In the morning I got a better tour of the zoo and then by the time I got started it was almost noon, for the family insisted I stayed for a long time-consuming breakfast. Mongolians are fond of their meat, I don't think it's a destination for vegetarians! I have been told that one of the reasons they eat vast quantities is because not only do they need the extra protein because of the harsh climate, but also because there is a glut on the price as so many farmers want to quickly due to the short lifespan of the animals that die because of the cold.
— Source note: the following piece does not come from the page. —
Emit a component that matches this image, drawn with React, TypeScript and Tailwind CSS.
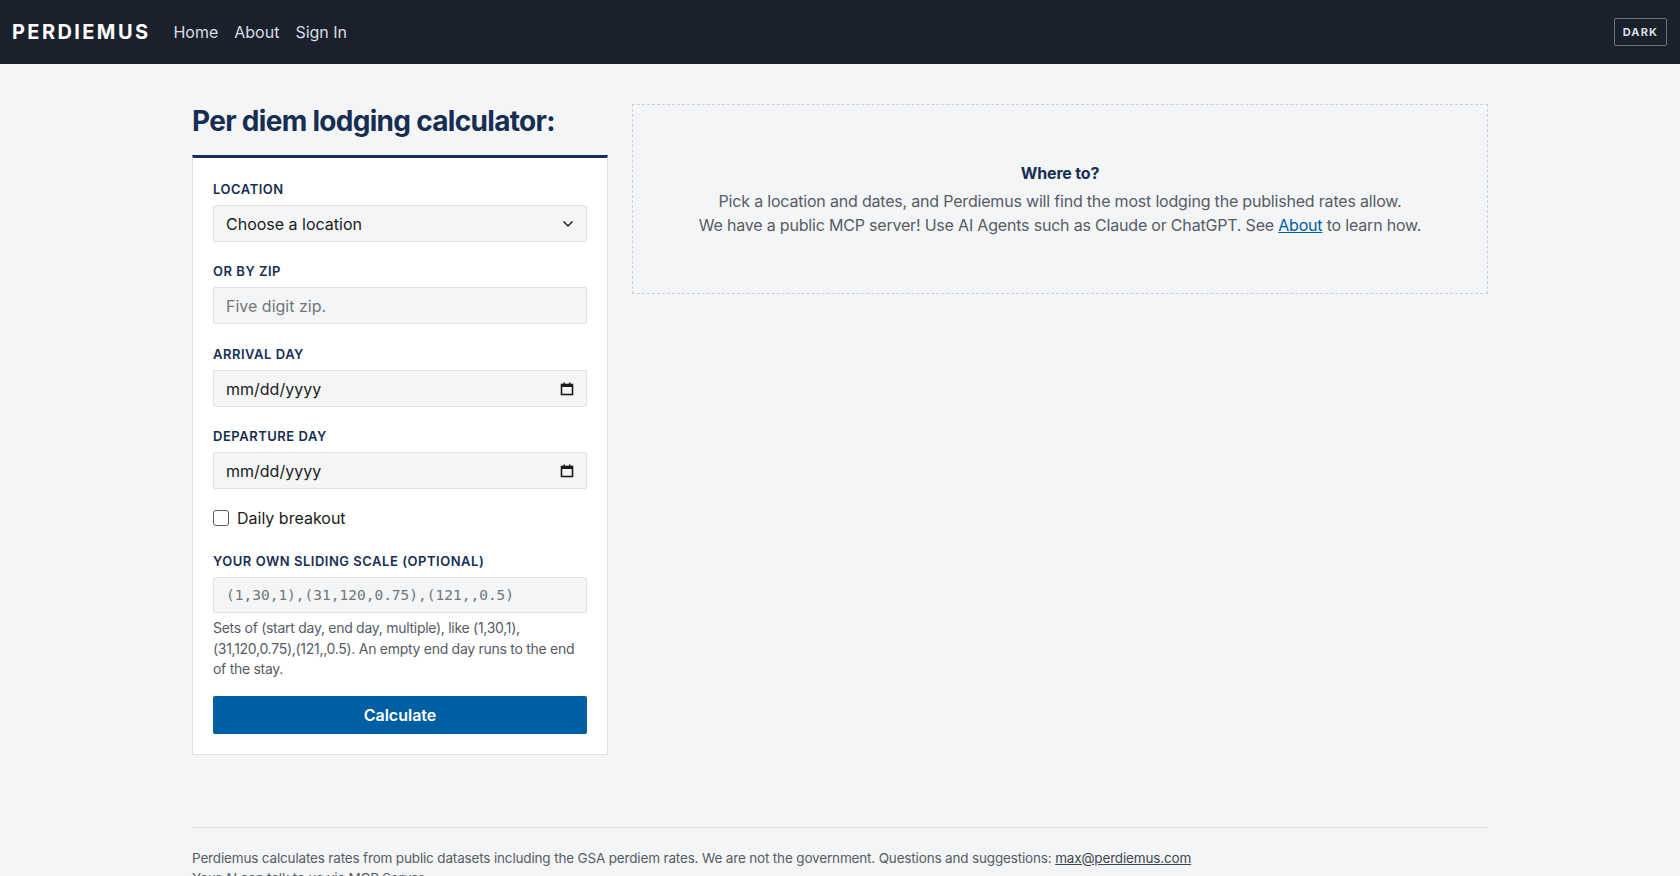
import React from "react";

const font = { fontFamily: '"Inter", "Noto Sans", sans-serif' };

function Label({ children }: { children: React.ReactNode }) {
  return (
    <label className="block text-[13px] leading-4 font-semibold tracking-[0.04em] text-[#162e51] mb-2">
      {children}
    </label>
  );
}

function CalIcon() {
  return (
    <svg width="14" height="14" viewBox="0 0 14 14" className="shrink-0">
      <rect x="1.5" y="2.5" width="11" height="10" fill="none" stroke="#1b1b1b" strokeWidth="1.6" />
      <rect x="1" y="2" width="12" height="3" fill="#1b1b1b" />
      <rect x="3.5" y="0.5" width="1.5" height="2.5" fill="#1b1b1b" />
      <rect x="9" y="0.5" width="1.5" height="2.5" fill="#1b1b1b" />
    </svg>
  );
}

export default function App() {
  return (
    <div className="min-h-screen bg-[#f4f5f7] text-[#1b1b1b]" style={font}>
      <header className="h-16 bg-[#1a202c] flex items-center justify-between pl-3 pr-[13px]">
        <div className="flex items-center">
          <span className="text-white font-bold text-[20px] tracking-[0.12em]">PERDIEMUS</span>
          <nav className="flex items-center gap-[16px] ml-[23px] text-[16px] text-[#d9dde3] -mt-[1px]">
            <a>Home</a>
            <a>About</a>
            <a>Sign In</a>
          </nav>
        </div>
        <button className="h-[28px] px-[8px] border border-[#6b7280] rounded-[2px] text-[11px] font-bold tracking-[0.1em] text-[#d9dde3]">
          DARK
        </button>
      </header>

      <main className="max-w-[1296px] mx-auto pt-[40px]">
        <div className="flex gap-6 items-start">
          <div className="w-[416px] shrink-0">
            <h1 className="text-[28px] leading-[36px] font-bold text-[#162e51] tracking-[-0.025em] mb-[16px] mt-[-1px]">
              Per diem lodging calculator:
            </h1>
            <div className="bg-white border border-[#dfe1e2] border-t-[3px] border-t-[#162e51] px-5 pt-[23px] pb-[20px]">
              <div className="mb-[21px]">
                <Label>LOCATION</Label>
                <div className="relative h-[37px] bg-[#f4f5f7] border border-[#dfe1e2] rounded-[2px] flex items-center justify-between pl-3 pr-3">
                  <span className="text-[16px]">Choose a location</span>
                  <svg width="12" height="8" viewBox="0 0 12 8">
                    <path d="M1.5 1.5 L6 6 L10.5 1.5" fill="none" stroke="#1b1b1b" strokeWidth="1.5" />
                  </svg>
                </div>
              </div>
              <div className="mb-[22px]">
                <Label>OR BY ZIP</Label>
                <input
                  placeholder="Five digit zip."
                  className="w-full h-[37px] bg-[#f4f5f7] border border-[#dfe1e2] rounded-[2px] px-3 text-[16px] placeholder:text-[#71767a] outline-none"
                />
              </div>
              <div className="mb-[21px]">
                <Label>ARRIVAL DAY</Label>
                <div className="h-[37px] bg-[#f4f5f7] border border-[#dfe1e2] rounded-[2px] px-3 flex items-center justify-between">
                  <span className="text-[16px]">mm/dd/yyyy</span>
                  <CalIcon />
                </div>
              </div>
              <div className="mb-[21px]">
                <Label>DEPARTURE DAY</Label>
                <div className="h-[37px] bg-[#f4f5f7] border border-[#dfe1e2] rounded-[2px] px-3 flex items-center justify-between">
                  <span className="text-[16px]">mm/dd/yyyy</span>
                  <CalIcon />
                </div>
              </div>
              <div className="flex items-center gap-2 h-4 mb-[27px]">
                <span className="w-4 h-4 rounded-[3px] border border-[#565c65] bg-white" />
                <span className="text-[16px] leading-4">Daily breakout</span>
              </div>
              <div>
                <Label>YOUR OWN SLIDING SCALE (OPTIONAL)</Label>
                <input
                  placeholder="(1,30,1),(31,120,0.75),(121,,0.5)"
                  className="w-full h-[36px] bg-[#f4f5f7] border border-[#dfe1e2] rounded-[2px] px-3 text-[14.5px] placeholder:text-[#71767a] outline-none"
                  style={{ fontFamily: '"DejaVu Sans Mono", monospace' }}
                />
                <p className="text-[14px] leading-[20.5px] tracking-[-0.02em] text-[#565c65] mt-[5px]">
                  Sets of (start day, end day, multiple), like (1,30,1),(31,120,0.75),(121,,0.5). An empty end day runs to the end of the stay.
                </p>
              </div>
              <button className="mt-[16px] w-full h-[38px] bg-[#005ea2] rounded-[2px] text-white font-semibold text-[16px]">
                Calculate
              </button>
            </div>
          </div>

          <div className="flex-1 h-[190px] border border-dashed border-[#d0d3d6] flex flex-col items-center justify-center text-center tracking-[-0.012em]">
            <div className="text-[16px] font-bold text-[#162e51] leading-6 mb-[4px]">Where to?</div>
            <div className="text-[16px] leading-6 text-[#565c65]">
              Pick a location and dates, and Perdiemus will find the most lodging the published rates allow.
            </div>
            <div className="text-[16px] leading-6 text-[#565c65]">
              We have a public MCP server! Use AI Agents such as Claude or ChatGPT. See{" "}
              <a className="text-[#005ea2] underline">About</a> to learn how.
            </div>
          </div>
        </div>

        <footer className="mt-[72px] border-t border-[#dfe1e2] pt-[20px] text-[13.5px] leading-[20px] tracking-[-0.012em] text-[#565c65]">
          <p>
            Perdiemus calculates rates from public datasets including the GSA perdiem rates. We are not the government. Questions and suggestions:{" "}
            <a className="underline text-[#3d4551]">max@perdiemus.com</a>
          </p>
          <p>Your AI can talk to us via MCP Server.</p>
        </footer>
      </main>
    </div>
  );
}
That day the weather was pleasant and I walked long and hard. By eleven o'clock I got to a petrol station on the outskirts of the Mongolian capital, home to half of the landlocked countries 2.8 million people. I asked the woman who worked there to call Tuya and while I waited she invited me inside for a bowl of beef stew and tea, for it was a bitter cold night. Tuya'shouse was about 10 kilometres and despite the offer of a bed in the petrol station office I walked on for Tuya understood I need to get to the Vietnamese embassy the next morning. So when she insisted on wanting to help me in whatever way she could and it was not too late for her; I said thatI would meet her in two hours on the road. Sure enough, she was there, along with Tsogolo, the taxi driver who had driven her to Jacks Coffee a couple of nights ago, for he had become curious of my mission and now we were all friends! They escorted me to Tuya's house where we celebrated my arrival until 4 am. I had walked 55 kilometres that day. It was difficult getting up to go to the Vietnam embassy that morning! First I had to get visa photos and sure enough, Tuya knew the place. thanks to the Vietnam Second Secretary Mr. Do Dinh Tu for rushing through my multi-entry visa. I picked it up the next day, Friday and saved me a couple of days.